The first thing to recognise is there are various types of capital spending. Let us identify four:
1. Spending to put in new facilities and to open new services – “growth” spending. E.g. HS2, to provide a new faster train service to Birmingham from London.
2. Spending to extend existing services to cope for increasing demand – as with new schools or hospitals in busy areas, often coping with the increase in population E.g. new primary schools in Wokingham
3. Replacement capital – new schools or rebuilt roads to replace existing capacity
4. Investment in labour or energy saving or other productivity enhancing improvements in service delivery.
More of type four, cost reducing and productivity enhancing investment in the provision of public services could be a very good idea. It helps to bring the deficit down over time, assuming a decent return on the investment made through cost saving.
Type one is clearly incompatible with bringing the deficit down. Anything which increases the future current spending of the government through offering new or additional service makes it more difficult to control the deficit..
Type two also swells the deficit. Controlling migration better would reduce the need for such expenditures. Having more success than the previous government in fostering private sector led recovery outside London and the South east would also help, as it would reduce the need for internal migration and extra facilities in the hard pressed south.
Type 3 spending can be helpful. It should be allied with type four, so that the replacement facilities can be run more effectively and cheaply.

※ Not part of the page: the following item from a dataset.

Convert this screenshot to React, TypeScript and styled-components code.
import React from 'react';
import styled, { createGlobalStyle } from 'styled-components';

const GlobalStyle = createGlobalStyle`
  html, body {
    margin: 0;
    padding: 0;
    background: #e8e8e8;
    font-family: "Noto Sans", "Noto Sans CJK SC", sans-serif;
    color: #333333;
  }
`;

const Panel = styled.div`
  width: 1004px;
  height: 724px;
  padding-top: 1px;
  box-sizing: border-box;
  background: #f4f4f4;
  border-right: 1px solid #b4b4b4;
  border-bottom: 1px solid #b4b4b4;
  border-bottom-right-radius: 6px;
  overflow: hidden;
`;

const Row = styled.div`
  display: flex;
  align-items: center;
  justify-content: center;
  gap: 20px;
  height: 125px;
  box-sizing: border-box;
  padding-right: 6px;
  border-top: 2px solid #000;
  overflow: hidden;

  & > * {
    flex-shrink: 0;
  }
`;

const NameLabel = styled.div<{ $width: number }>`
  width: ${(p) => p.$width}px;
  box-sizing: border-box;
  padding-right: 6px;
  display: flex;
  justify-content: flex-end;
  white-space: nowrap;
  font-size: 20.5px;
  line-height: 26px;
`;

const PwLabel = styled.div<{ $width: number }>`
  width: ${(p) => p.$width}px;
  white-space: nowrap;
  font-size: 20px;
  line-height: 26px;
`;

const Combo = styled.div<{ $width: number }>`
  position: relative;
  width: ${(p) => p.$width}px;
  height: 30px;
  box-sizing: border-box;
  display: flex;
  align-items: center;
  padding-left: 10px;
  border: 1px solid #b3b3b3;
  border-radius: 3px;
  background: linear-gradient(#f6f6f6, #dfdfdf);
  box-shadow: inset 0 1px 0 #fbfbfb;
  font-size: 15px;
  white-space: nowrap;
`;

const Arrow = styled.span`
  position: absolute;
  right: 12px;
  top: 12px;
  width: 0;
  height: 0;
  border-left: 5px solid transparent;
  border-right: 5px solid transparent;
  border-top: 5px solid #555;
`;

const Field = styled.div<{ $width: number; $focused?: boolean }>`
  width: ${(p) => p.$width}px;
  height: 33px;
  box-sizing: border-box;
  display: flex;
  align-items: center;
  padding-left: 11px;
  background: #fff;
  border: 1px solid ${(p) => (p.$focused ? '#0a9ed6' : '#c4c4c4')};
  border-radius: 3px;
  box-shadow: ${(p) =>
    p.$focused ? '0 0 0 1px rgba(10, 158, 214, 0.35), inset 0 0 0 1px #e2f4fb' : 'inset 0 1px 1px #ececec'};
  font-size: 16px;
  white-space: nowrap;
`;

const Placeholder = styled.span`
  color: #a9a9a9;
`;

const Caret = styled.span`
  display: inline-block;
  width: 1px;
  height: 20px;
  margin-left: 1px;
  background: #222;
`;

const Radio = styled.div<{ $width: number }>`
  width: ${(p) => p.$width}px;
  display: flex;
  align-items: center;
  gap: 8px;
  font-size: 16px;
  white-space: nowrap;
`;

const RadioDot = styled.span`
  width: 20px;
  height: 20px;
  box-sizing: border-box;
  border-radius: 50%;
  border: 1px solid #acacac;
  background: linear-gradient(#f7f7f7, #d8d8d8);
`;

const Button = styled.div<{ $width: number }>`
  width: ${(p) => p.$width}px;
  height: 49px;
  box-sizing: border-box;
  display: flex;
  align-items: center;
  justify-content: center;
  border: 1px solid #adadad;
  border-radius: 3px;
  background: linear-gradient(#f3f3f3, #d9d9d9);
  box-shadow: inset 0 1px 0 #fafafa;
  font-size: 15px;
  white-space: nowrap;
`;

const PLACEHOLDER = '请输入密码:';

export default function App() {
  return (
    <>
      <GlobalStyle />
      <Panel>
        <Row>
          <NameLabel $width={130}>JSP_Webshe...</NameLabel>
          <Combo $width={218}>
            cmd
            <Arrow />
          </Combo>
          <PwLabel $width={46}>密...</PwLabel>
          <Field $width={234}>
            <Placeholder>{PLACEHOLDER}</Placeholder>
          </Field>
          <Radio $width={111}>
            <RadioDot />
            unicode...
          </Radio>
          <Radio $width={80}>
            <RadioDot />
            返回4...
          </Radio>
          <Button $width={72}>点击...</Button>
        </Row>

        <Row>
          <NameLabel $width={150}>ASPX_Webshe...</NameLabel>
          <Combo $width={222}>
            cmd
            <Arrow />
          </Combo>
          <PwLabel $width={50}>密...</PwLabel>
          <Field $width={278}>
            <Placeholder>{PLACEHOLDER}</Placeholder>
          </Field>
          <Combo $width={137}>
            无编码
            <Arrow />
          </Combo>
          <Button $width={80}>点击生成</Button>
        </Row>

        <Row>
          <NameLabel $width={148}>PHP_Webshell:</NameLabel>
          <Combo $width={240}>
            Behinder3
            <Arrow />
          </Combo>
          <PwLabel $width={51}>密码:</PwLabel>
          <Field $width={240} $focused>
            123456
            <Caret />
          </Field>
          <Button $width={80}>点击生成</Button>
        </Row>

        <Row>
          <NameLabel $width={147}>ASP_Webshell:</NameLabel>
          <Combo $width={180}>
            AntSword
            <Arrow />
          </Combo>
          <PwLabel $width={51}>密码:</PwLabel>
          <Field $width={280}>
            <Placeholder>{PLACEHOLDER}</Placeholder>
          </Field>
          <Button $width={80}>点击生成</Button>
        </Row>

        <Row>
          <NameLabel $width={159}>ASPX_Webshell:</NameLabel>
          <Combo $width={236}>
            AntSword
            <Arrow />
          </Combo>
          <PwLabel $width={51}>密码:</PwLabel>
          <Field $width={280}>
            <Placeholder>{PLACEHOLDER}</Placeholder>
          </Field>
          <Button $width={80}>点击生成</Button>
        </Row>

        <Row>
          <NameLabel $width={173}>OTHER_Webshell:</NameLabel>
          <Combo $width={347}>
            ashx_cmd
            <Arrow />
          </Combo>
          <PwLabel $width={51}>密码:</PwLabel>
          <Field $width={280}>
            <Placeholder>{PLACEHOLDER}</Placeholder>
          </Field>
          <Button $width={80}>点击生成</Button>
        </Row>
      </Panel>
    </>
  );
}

All capital spending boosts total UK output, as most of the money is spent on UK building and construction work, and provides jobs for people who have to be based in the UK to carry them out. There will be imported elements in the building supplies consumed, where UK industry could probably do better at import substitution given favourable circumstances for industrial expansion here.

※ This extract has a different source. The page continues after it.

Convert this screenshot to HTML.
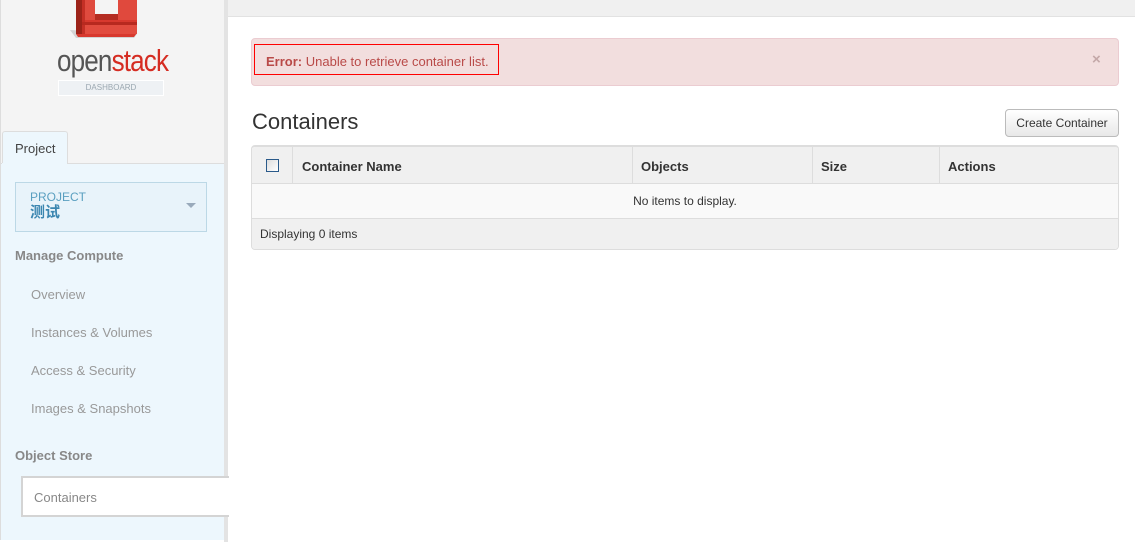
<!DOCTYPE html>
<html><head><meta charset="utf-8"><style>
*{box-sizing:border-box;margin:0;padding:0}
body{width:1135px;height:560px;overflow:hidden;background:#fff;font-family:"Liberation Sans","Noto Sans CJK SC",sans-serif;font-size:13px;color:#333;position:relative}
.abs{position:absolute}
</style></head><body>
<div class="abs" style="left:0;top:0;width:224px;height:540px;background:#f4f4f4;border-left:1px solid #ddd"></div>
<div class="abs" style="left:224px;top:0;width:4px;height:542px;background:#e3e3e3"></div>
<div class="abs" style="left:228px;top:0;width:907px;height:17px;background:#f0f0f0;border-bottom:1px solid #e2e2e2"></div>
<!-- logo -->
<svg class="abs" style="left:0;top:0" width="224" height="42" viewBox="0 0 224 42">
<path d="M70 30 L76 38 H134 L137 34 Z" fill="#999" opacity=".35"/>
<path d="M76 0 H95 V20 H118 V0 H137 V33 L134 37 H78 L76 34 Z" fill="#d8392e"/>
<path d="M76 0 H82 V34 H76 Z" fill="#9c2319"/>
<path d="M82 0 H85 V34 H82 Z" fill="#c42f25"/>
<path d="M85 0 H95 V20 H85 Z" fill="#df4a3e"/>
<path d="M118 0 H137 V20 H118 Z" fill="#e0493d"/>
<path d="M95 14 H118 V20 H95 Z" fill="#b42c22"/>
<path d="M82 22 H137 V25 H82 Z" fill="#b8291f"/>
<path d="M85 25 H137 V34 H85 Z" fill="#e24c3f"/>
</svg>
<div class="abs" style="left:57px;top:43px;font-size:31px;letter-spacing:-1px;transform:scaleX(.84);transform-origin:left;white-space:nowrap"><span style="color:#555">open</span><span style="color:#d52c22">stack</span></div>
<div class="abs" style="left:58px;top:80px;width:106px;height:16px;background:#eef1f4;border:1px solid #fff;font-size:8px;color:#9aa7b0;text-align:center;line-height:14px">DASHBOARD</div>
<!-- tab -->
<div class="abs" style="left:2px;top:131px;width:66px;height:33px;background:#edf7fd;border:1px solid #ddd;border-bottom:none;border-radius:3px 3px 0 0;padding:9px 0 0 12px;color:#444">Project</div>
<div class="abs" style="left:1px;top:163px;width:223px;height:377px;background:#edf7fd;border-top:1px solid #ddd"></div>
<div class="abs" style="left:2px;top:163px;width:65px;height:2px;background:#edf7fd"></div>
<div class="abs" style="left:15px;top:182px;width:192px;height:50px;background:#e8f3fa;border:1px solid #bcd8e6;padding:7px 0 0 14px;color:#5a9fc0">
<div style="font-size:12px;line-height:14px">PROJECT</div>
<div style="font-size:15px;font-weight:bold;color:#3b86b0;line-height:18px">测试</div>
</div>
<div class="abs" style="left:186px;top:203px;width:0;height:0;border-left:5px solid transparent;border-right:5px solid transparent;border-top:5px solid #9ab"></div>
<div class="abs" style="left:15px;top:248px;font-weight:bold;color:#888">Manage Compute</div>
<div class="abs" style="left:31px;top:287px;color:#999">Overview</div>
<div class="abs" style="left:31px;top:325px;color:#999">Instances &amp; Volumes</div>
<div class="abs" style="left:31px;top:363px;color:#999">Access &amp; Security</div>
<div class="abs" style="left:31px;top:401px;color:#999">Images &amp; Snapshots</div>
<div class="abs" style="left:15px;top:448px;font-weight:bold;color:#888">Object Store</div>
<div class="abs" style="left:21px;top:476px;width:208px;height:41px;background:#fff;border:2px solid #d4d4d4;border-right:none;padding:12px 0 0 11px;color:#888">Containers</div>
<!-- alert -->
<div class="abs" style="left:251px;top:38px;width:868px;height:48px;background:#f2dede;border:1px solid #ebccd1;border-radius:4px"></div>
<div class="abs" style="left:254px;top:44px;width:245px;height:31px;border:1px solid #f00;padding:9px 0 0 11px;color:#b94a48;white-space:nowrap"><b>Error:</b> Unable to retrieve container list.</div>
<div class="abs" style="left:1092px;top:51px;color:#c4a8a8;font-size:15px;font-weight:bold">×</div>
<div class="abs" style="left:252px;top:109px;font-size:22px;color:#333">Containers</div>
<div class="abs" style="left:1005px;top:109px;width:114px;height:28px;border:1px solid #bbb;border-radius:4px;background:linear-gradient(#fff,#e8e8e8);font-size:12px;text-align:center;line-height:26px;color:#333">Create Container</div>
<!-- table -->
<div class="abs" style="left:251px;top:145px;width:868px;height:105px;border:1px solid #ddd;border-top:2px solid #ddd;border-radius:4px;overflow:hidden">
<div style="height:37px;background:#f0f0f0;border-bottom:1px solid #ddd;position:relative;font-weight:bold;font-size:13px">
<div class="abs" style="left:40px;top:0;width:1px;height:37px;background:#ddd"></div>
<div class="abs" style="left:380px;top:0;width:1px;height:37px;background:#ddd"></div>
<div class="abs" style="left:560px;top:0;width:1px;height:37px;background:#ddd"></div>
<div class="abs" style="left:687px;top:0;width:1px;height:37px;background:#ddd"></div>
<div class="abs" style="left:14px;top:12px;width:13px;height:13px;border:1px solid #2a5a8a;background:linear-gradient(135deg,#ddd,#fff)"></div>
<div class="abs" style="left:50px;top:12px">Container Name</div>
<div class="abs" style="left:389px;top:12px">Objects</div>
<div class="abs" style="left:569px;top:12px">Size</div>
<div class="abs" style="left:696px;top:12px">Actions</div>
</div>
<div style="height:35px;background:#f9f9f9;border-bottom:1px solid #ddd;text-align:center;line-height:34px;font-size:12px">No items to display.</div>
<div style="height:31px;background:#f0f0f0;padding-left:8px;line-height:31px;font-size:12px">Displaying 0 items</div>
</div>
</body></html>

Those who simply urge more capital spending should recognise that some is good and some is unhelpful when it comes to curbing the deficit. Schemes with high future running costs for the state are not helpful. It is most important that new capital concentrates on doing things better and more effectively to help control running costs. Privately financed capital projects with no recourse to the taxpayer to pick up the losses would be most welcome to use some of the slack in the building industry.
I wish all my readers a happy and prosperous new year.